You know you shouldn't be gambling when...
We all go through patches as gamblers, it's part of the inevitable evolution. No one wakes up one morning, makes the decision to become a professional bettor, and achieves instant success. Like any skilled vocation, picking winners often enough to call it a career takes time and comes with plenty of life lessons on the journey. However, I'm not here to tell you what it's going to take for you to quit a job, move to Vegas, and fire large sums on football games since that would make me a real career counselor. Instead, here are 10 signs choosing gambling as a full time career pursuit would be a bigger disaster than taking over as head coach of the Kentucky football program.
You know you shouldn't be gambling when...
10) Your bookie calls you with lines each weekend from his hand selected menu of games offering "discounts" only if you bet every national tv game. Sure, some people call them value plays when you beat him for a free half point but he just calls you a sucker for taking his bait.
9) Your goal is to bet the better team every time you're wagering. Easy enough right? There's no reason to let an impost like -35 in a conference game get in the way of you declaring it a sure thing because laying 5 TD's always guarantees you're betting the elite side.
8) To kill 2 birds with 1 stone you're consistently betting on the fantasy players you think will have good weeks. It never enters your handicapping equation that a team's defense and special teams rank dead last so their QB throwing for 400 yards only means you lose by 10 instead of 17.
7) The weekend betting card is loaded with moneyline favorites. Plain and simple, you ascribe to the theory that juice is only paid when you lose so risk management holds no bearing for you.
6) Making a bet before consulting Bill Simmons handicapping podcast is out of the question. If the former players and talking heads can't pick winners for you to coat tail, how the hell can you go it solo?
5) College football Saturdays start and stop with betting every team in the top 10 of the BCS. The bottom line is these teams must win and somehow winning a game outright is synonymous with covering in your head.
4) Parlays are the answer to turning a small beginner's bankroll into an endless supply of cash. Never has the idea crossed your mind that sportsbooks offer these exotic wagers because they're a losing proposition for the player.
3) You've tried using numerology to help steer you to bet numbers however your growing familiarity with Miss Cleo's website hasn't correlated to your winning percentage.
2) Breaking even is your definition of a good week.
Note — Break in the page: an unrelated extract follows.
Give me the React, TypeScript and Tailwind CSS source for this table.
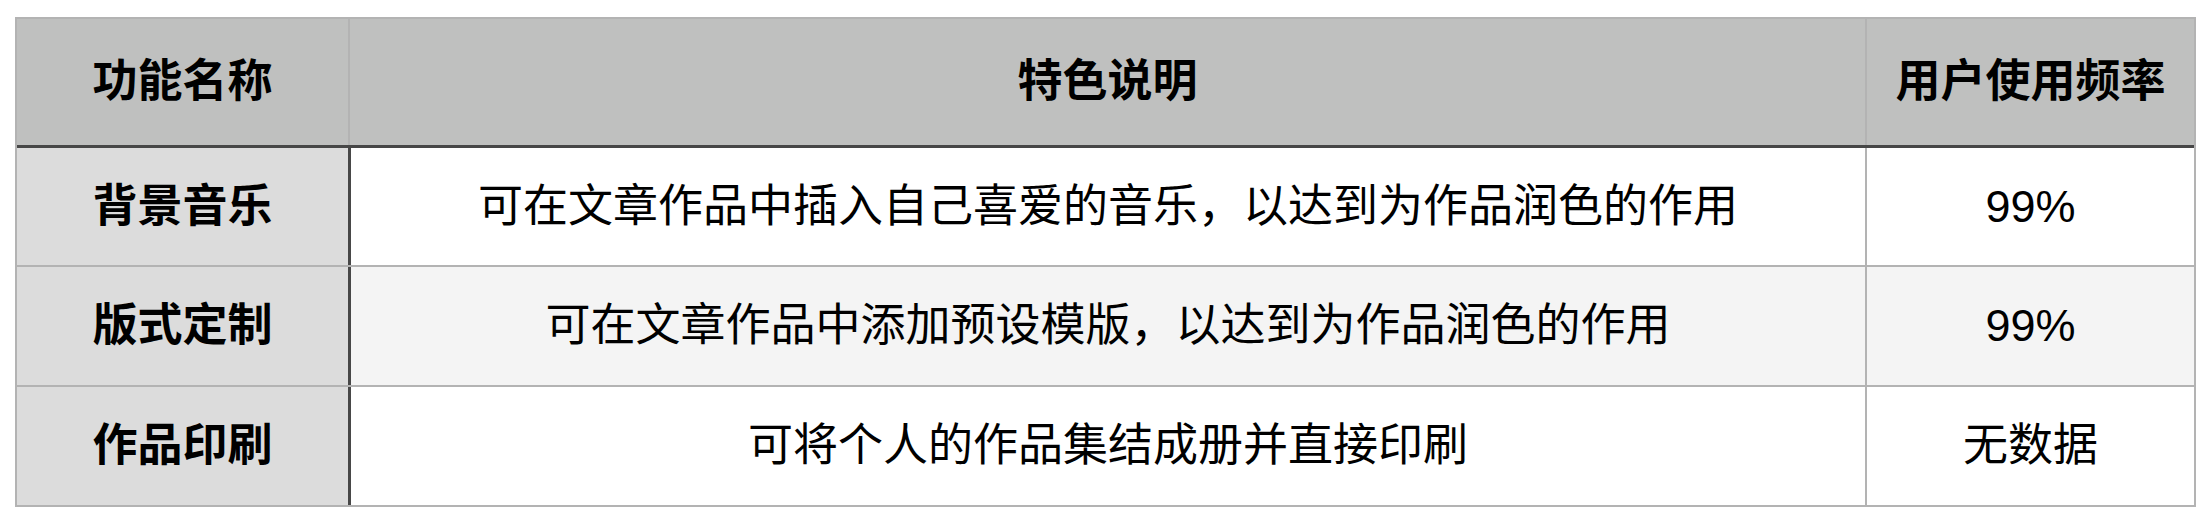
const rows = [
  { name: "背景音乐", desc: "可在文章作品中插入自己喜爱的音乐，以达到为作品润色的作用", rate: "99%", bg: "bg-white", h: "h-[119px] border-b-2" },
  { name: "版式定制", desc: "可在文章作品中添加预设模版，以达到为作品润色的作用", rate: "99%", bg: "bg-[#f4f4f4]", h: "h-[120px] border-b-2" },
  { name: "作品印刷", desc: "可将个人的作品集结成册并直接印刷", rate: "无数据", bg: "bg-white", h: "h-[118px]" },
];

export default function App() {
  return (
    <div className="w-[2212px] h-[528px] bg-white pl-[15px] pt-[17px] font-['Liberation_Sans','Noto_Sans_CJK_SC',sans-serif] text-[45px] text-black">
      <div className="w-[2181px] border-2 border-[#b3b3b3]">
        {/* header */}
        <div className="flex h-[129px] bg-[#bfc0bf] border-b-[3px] border-[#474747] font-bold">
          <div className="w-[333px] border-r-2 border-[#b3b3b3] flex items-center justify-center">功能名称</div>
          <div className="w-[1517px] border-r-2 border-[#b3b3b3] flex items-center justify-center">特色说明</div>
          <div className="flex-1 flex items-center justify-center">用户使用频率</div>
        </div>

        {rows.map((r) => (
          <div key={r.name} className={`flex ${r.h} border-[#b3b3b3] ${r.bg}`}>
            <div className="w-[334px] bg-[#dcdcdc] border-r-[3px] border-[#474747] flex items-center justify-center font-bold">
              {r.name}
            </div>
            <div className="w-[1516px] border-r-2 border-[#b3b3b3] flex items-center justify-center">
              {r.desc}
            </div>
            <div className="flex-1 flex items-center justify-center">{r.rate}</div>
          </div>
        ))}
      </div>
    </div>
  );
}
1) Your wife or girlfriend roots against you each week hoping that 12 consecutive losing seasons makes you realize it's time to officially retire from betting games.
What to expect in the SEC...
Ole Miss (-3) vs Vanderbilt
This is a big game for Ole Miss and their hopes of gaining bowl eligibility. Vanderbilt is much improved but their last 2 wins over UMASS and Kentucky by an 89-7 combined score are a product of the competition, not a high powered offense.
Alabama (-13.5) vs Texas A&M
Will the 3rd tme be a charm for Johnny Football against an elite defense? The obvious letdown factor for Alabama is already built into this surprisingly deflated opening line
Georgia (-15) at Auburn
The Gene Chizik dismissal countdown is in full effect. Expect the Dogs to put another nail in War Eagle's coffin.
Tennessee (-3.5) vs Missouri
Missouri has struggled to score consistently but there's not a team in the country having trouble with that against these beleaguered Vols
South Carolina (-14) vs Arkansas
Can I really endorse a play on the Hogs? Gut level instinct says this price is too steep for a retooled Gamecock's offense.
LSU (-14) vs Mississippi St
How in the hell does LSU show up for this game after being gutted by Alabama? It's Bulldogs or pass for those looking to invest in this one.
Florida (-26) vs UL Lafayette
Will the Gators be motivated at all for this game? If they want to be there, it's a Ragin Cajun whitewash.